Some kids learn that a way to prevent being bullied is to be a bully yourself; that’s the adaptive piece. Sibling aggression and neighborhood aggression are strong predictors of bullying in schools. So we’re encouraging teachers not to label behavior as bad, bad, bad. It’s certainly not tolerable but that behavior may be adaptive—it is dependent on where they’re coming from and what the norms of the school are.
How does your childhood experience influence this work?
Growing up, I learned quickly how to figure out who had social capital in school and be friends with them. I projected the personality of “don’t mess with the new girl.” I never saw my situation as maladaptive. It has made me curious about the roles of schools, teachers and families. I’ve been plugging along at that for decades.

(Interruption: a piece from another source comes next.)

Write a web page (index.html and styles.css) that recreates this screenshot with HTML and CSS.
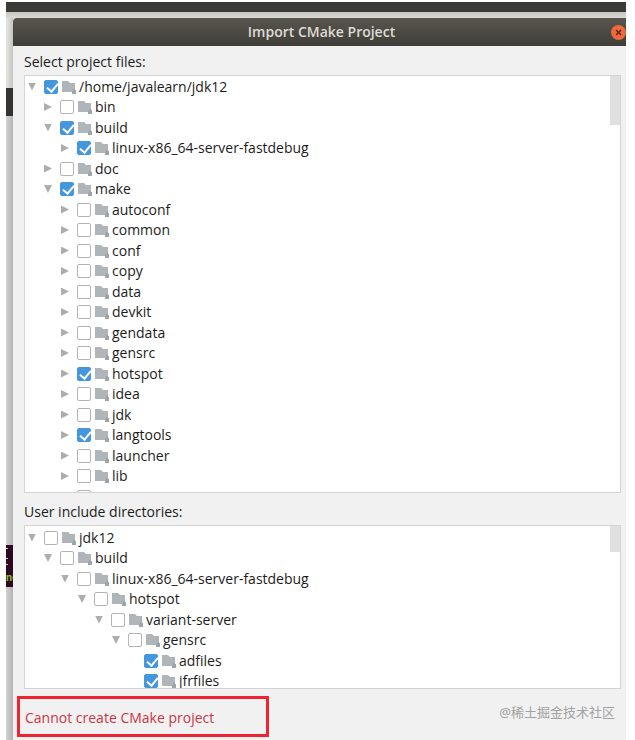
FILE: index.html
```html
<!DOCTYPE html>
<html lang="en">

<head>
  <meta charset="UTF-8">
  <meta name="viewport" content="width=device-width, initial-scale=1.0">
  <title>Import CMake Project</title>
  <link rel="stylesheet" href="styles.css">
</head>

<body>
  <svg class="sprite" aria-hidden="true">
    <symbol id="folder" viewBox="0 0 15 14">
      <path fill="#b0b5b9" d="M0 1h6l2 2h5v6h-2v3H0z" />
      <path fill="#9aa5ad" d="M11 9h2v1h1v4h-4v-3h1z" />
    </symbol>
  </svg>

  <div class="desktop">
    <div class="topbar"></div>
    <div class="workspace">
      <div class="behind">
        <div class="strip-light"></div>
        <div class="strip-dark"></div>
        <div class="strip-grey"></div>
        <div class="strip-terminal"><span class="prompt">ne</span></div>
        <div class="strip-rest"></div>
      </div>

      <main class="dialog">
        <header class="titlebar">
          <h1 class="title">Import CMake Project</h1>
          <button class="close" type="button" aria-label="Close">
            <svg viewBox="0 0 15 15" width="15" height="15">
              <path d="M5 5l5 5M10 5l-5 5" stroke="#5b2412" stroke-width="1.4" fill="none" />
            </svg>
          </button>
        </header>

        <form class="content">
          <h2 class="caption">Select project files:</h2>
          <div class="tree tree-files">
            <div class="row level-0"><button class="toggle open" type="button" aria-label="Collapse"></button><label><input type="checkbox" checked><svg class="folder"><use href="#folder" /></svg>/home/javalearn/jdk12</label></div>
            <div class="row level-1"><button class="toggle" type="button" aria-label="Expand"></button><label><input type="checkbox"><svg class="folder"><use href="#folder" /></svg>bin</label></div>
            <div class="row level-1"><button class="toggle open" type="button" aria-label="Collapse"></button><label><input type="checkbox" checked><svg class="folder"><use href="#folder" /></svg>build</label></div>
            <div class="row level-2"><button class="toggle" type="button" aria-label="Expand"></button><label><input type="checkbox" checked><svg class="folder"><use href="#folder" /></svg>linux-x86_64-server-fastdebug</label></div>
            <div class="row level-1"><button class="toggle" type="button" aria-label="Expand"></button><label><input type="checkbox"><svg class="folder"><use href="#folder" /></svg>doc</label></div>
            <div class="row level-1"><button class="toggle open" type="button" aria-label="Collapse"></button><label><input type="checkbox" checked><svg class="folder"><use href="#folder" /></svg>make</label></div>
            <div class="row level-2"><button class="toggle" type="button" aria-label="Expand"></button><label><input type="checkbox"><svg class="folder"><use href="#folder" /></svg>autoconf</label></div>
            <div class="row level-2"><button class="toggle" type="button" aria-label="Expand"></button><label><input type="checkbox"><svg class="folder"><use href="#folder" /></svg>common</label></div>
            <div class="row level-2"><button class="toggle" type="button" aria-label="Expand"></button><label><input type="checkbox"><svg class="folder"><use href="#folder" /></svg>conf</label></div>
            <div class="row level-2"><button class="toggle" type="button" aria-label="Expand"></button><label><input type="checkbox"><svg class="folder"><use href="#folder" /></svg>copy</label></div>
            <div class="row level-2"><button class="toggle" type="button" aria-label="Expand"></button><label><input type="checkbox"><svg class="folder"><use href="#folder" /></svg>data</label></div>
            <div class="row level-2"><button class="toggle" type="button" aria-label="Expand"></button><label><input type="checkbox"><svg class="folder"><use href="#folder" /></svg>devkit</label></div>
            <div class="row level-2"><button class="toggle" type="button" aria-label="Expand"></button><label><input type="checkbox"><svg class="folder"><use href="#folder" /></svg>gendata</label></div>
            <div class="row level-2"><button class="toggle" type="button" aria-label="Expand"></button><label><input type="checkbox"><svg class="folder"><use href="#folder" /></svg>gensrc</label></div>
            <div class="row level-2"><button class="toggle" type="button" aria-label="Expand"></button><label><input type="checkbox" checked><svg class="folder"><use href="#folder" /></svg>hotspot</label></div>
            <div class="row level-2"><button class="toggle" type="button" aria-label="Expand"></button><label><input type="checkbox"><svg class="folder"><use href="#folder" /></svg>idea</label></div>
            <div class="row level-2"><button class="toggle" type="button" aria-label="Expand"></button><label><input type="checkbox"><svg class="folder"><use href="#folder" /></svg>jdk</label></div>
            <div class="row level-2"><button class="toggle" type="button" aria-label="Expand"></button><label><input type="checkbox" checked><svg class="folder"><use href="#folder" /></svg>langtools</label></div>
            <div class="row level-2"><button class="toggle" type="button" aria-label="Expand"></button><label><input type="checkbox"><svg class="folder"><use href="#folder" /></svg>launcher</label></div>
            <div class="row level-2"><button class="toggle" type="button" aria-label="Expand"></button><label><input type="checkbox"><svg class="folder"><use href="#folder" /></svg>lib</label></div>
            <div class="row level-2"><span class="toggle-space"></span><input type="checkbox" aria-label="Next folder"></div>
            <div class="scrollbar"></div>
          </div>

          <h2 class="caption caption-include">User include directories:</h2>
          <div class="tree tree-include">
            <div class="row level-0"><button class="toggle open" type="button" aria-label="Collapse"></button><label><input type="checkbox"><svg class="folder"><use href="#folder" /></svg>jdk12</label></div>
            <div class="row level-1"><button class="toggle open" type="button" aria-label="Collapse"></button><label><input type="checkbox"><svg class="folder"><use href="#folder" /></svg>build</label></div>
            <div class="row level-2"><button class="toggle open" type="button" aria-label="Collapse"></button><label><input type="checkbox"><svg class="folder"><use href="#folder" /></svg>linux-x86_64-server-fastdebug</label></div>
            <div class="row level-3"><button class="toggle open" type="button" aria-label="Collapse"></button><label><input type="checkbox"><svg class="folder"><use href="#folder" /></svg>hotspot</label></div>
            <div class="row level-4"><button class="toggle open" type="button" aria-label="Collapse"></button><label><input type="checkbox"><svg class="folder"><use href="#folder" /></svg>variant-server</label></div>
            <div class="row level-5"><button class="toggle open" type="button" aria-label="Collapse"></button><label><input type="checkbox"><svg class="folder"><use href="#folder" /></svg>gensrc</label></div>
            <div class="row level-6"><span class="toggle-space"></span><label><input type="checkbox" checked><svg class="folder"><use href="#folder" /></svg>adfiles</label></div>
            <div class="row level-6"><span class="toggle-space"></span><label><input type="checkbox" checked><svg class="folder"><use href="#folder" /></svg>jfrfiles</label></div>
            <div class="scrollbar scrollbar-short"></div>
          </div>
        </form>

        <footer class="footer">
          <p class="error">Cannot create CMake project</p>
          <p class="watermark" lang="zh">@稀土掘金技术社区</p>
        </footer>
      </main>
    </div>
  </div>
</body>

</html>
```
FILE: styles.css
```css
* {
  box-sizing: border-box;
}

body {
  margin: 0;
  background: #fff;
  color: #1c1c1c;
  font-family: "Open Sans", "Noto Sans", sans-serif;
  font-size: 14px;
  line-height: 20px;
}

h1,
h2,
p {
  margin: 0;
}

button {
  padding: 0;
  border: 0;
}

.sprite {
  display: none;
}

.desktop {
  display: flex;
  flex-direction: column;
  min-height: 100vh;
  padding: 2px 9px 0 6px;
}

.topbar {
  height: 10px;
  background: #3b3a36;
}

.workspace {
  display: flex;
  flex: 1;
  padding-top: 6px;
  background: linear-gradient(#c6c5bf, #d9d8d1 6px);
}

/* slice of the windows that lie behind the dialog */
.behind {
  display: flex;
  flex-direction: column;
  width: 7px;
}

.strip-light {
  height: 70px;
  background: linear-gradient(to right, #e6e6e3, #c4c4c2);
}

.strip-dark {
  height: 28px;
  background: #353432;
}

.strip-grey {
  height: 429px;
  background: linear-gradient(to right, #d2d2d2, #b4b4b4);
}

.strip-terminal {
  display: flex;
  align-items: flex-end;
  height: 42px;
  overflow: hidden;
  background:
    linear-gradient(#d8ccd4, #d8ccd4) 0 3px / 2px 1px no-repeat,
    linear-gradient(#d8ccd4, #d8ccd4) 0 13px / 2px 1px no-repeat,
    linear-gradient(#d8ccd4, #d8ccd4) 0 19px / 2px 1px no-repeat,
    #2d0a22;
}

.prompt {
  color: #8fc63a;
  font-family: "Liberation Mono", monospace;
  font-size: 10px;
  font-weight: bold;
  line-height: 16px;
}

.strip-rest {
  flex: 1;
  background: linear-gradient(to right, #d2d2d2, #b4b4b4);
}

.dialog {
  flex: 1;
  min-width: 0;
  background: #f1f1f1;
  border-radius: 4px 0 0 0;
}

.titlebar {
  display: grid;
  grid-template-columns: 15px 1fr 15px;
  align-items: center;
  height: 28px;
  background: linear-gradient(#57554d, #3f3e39);
  border-radius: 4px 0 0 0;
}

.title {
  grid-column: 2;
  padding-left: 4px;
  color: #dfdbd2;
  font-size: 14px;
  font-weight: 600;
  text-align: center;
}

.close {
  display: flex;
  width: 15px;
  height: 15px;
  border-radius: 50%;
  background: #ee6a3c;
}

.content {
  padding: 6px 5px 0 11px;
}

.caption {
  height: 23px;
  font-size: 14px;
  font-weight: 400;
}

.caption-include {
  height: 32px;
  padding-top: 9px;
}

.tree {
  position: relative;
  display: grid;
  grid-auto-rows: 21px 20px;
  align-content: start;
  overflow: hidden;
  background: #fff;
  border: 1px solid #d4d4d4;
}

.tree-files {
  height: 418px;
}

.tree-include {
  height: 164px;
  padding-top: 1px;
}

.row,
.row label {
  display: flex;
  align-items: center;
  white-space: nowrap;
}

.row {
  padding-left: 3px;
}

.level-1 {
  padding-left: 19px;
}

.level-2 {
  padding-left: 36px;
}

.level-3 {
  padding-left: 53px;
}

.level-4 {
  padding-left: 70px;
}

.level-5 {
  padding-left: 87px;
}

.level-6 {
  padding-left: 103px;
}

.toggle,
.toggle-space {
  width: 8px;
  height: 8px;
  margin-right: 8px;
}

.toggle {
  background: #adadad;
  clip-path: polygon(0 0, 100% 50%, 0 100%);
}

.toggle.open {
  clip-path: polygon(0 0, 100% 0, 50% 100%);
}

input[type="checkbox"] {
  position: relative;
  width: 14px;
  height: 14px;
  margin: 0 4px 0 0;
  appearance: none;
  background: #fff;
  border: 1px solid #b4b4b4;
  border-radius: 2px;
}

input[type="checkbox"]:checked {
  background: #4596dc;
  border-color: #4596dc;
}

input[type="checkbox"]:checked::before {
  content: "";
  position: absolute;
  left: 4px;
  top: 0;
  width: 5px;
  height: 9px;
  border: solid #fff;
  border-width: 0 2px 2px 0;
  transform: rotate(40deg);
}

.folder {
  width: 15px;
  height: 14px;
  margin-right: 2px;
}

.scrollbar {
  position: absolute;
  top: 0;
  right: 0;
  width: 10px;
  height: 49px;
  background: #e0e0e0;
}

.scrollbar-short {
  height: 26px;
}

.footer {
  display: flex;
  align-items: flex-start;
  justify-content: space-between;
  padding: 7px 11px 3px 4px;
}

.error {
  width: 252px;
  padding: 9px 5px 6px;
  border: 3px solid #ee2430;
  color: #cb3645;
}

.watermark {
  padding-top: 6px;
  color: #a2a2a2;
  font-family: "Noto Sans", "Noto Sans CJK SC", sans-serif;
  font-size: 13px;
}
```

We started with large-scale evaluations of interventions and now we’re developing our own interventions. Our work on bullying within subgroups (LGBTQ and minority populations especially) was really at the forefront of identifying vulnerable populations and led to laws across the U.S. We keep trying to prevent peer victimization and bullying in order to reduce depression, anxiety and suicidal behaviors and to promote protective factors for all youth.
Why is this work so important to you?
It’s tough to be a kid in a school anywhere, but it’s especially difficult not having parental support. It breaks my heart to see kids come from families that are not supportive and then to go to a school that is not supportive. We owe it to these kids to create a safe space where they can recreate the family that they might not have at home.
I am where I am now because of teachers, coaches and administrators who supported me and gave me opportunities to look at my home life and say, “That is not who I am.” So there’s a personal bent to why I do this work.
It also inspires me to see and work with young doctoral students on these issues. Together, we’re taking science and translating it in a way that can benefit society.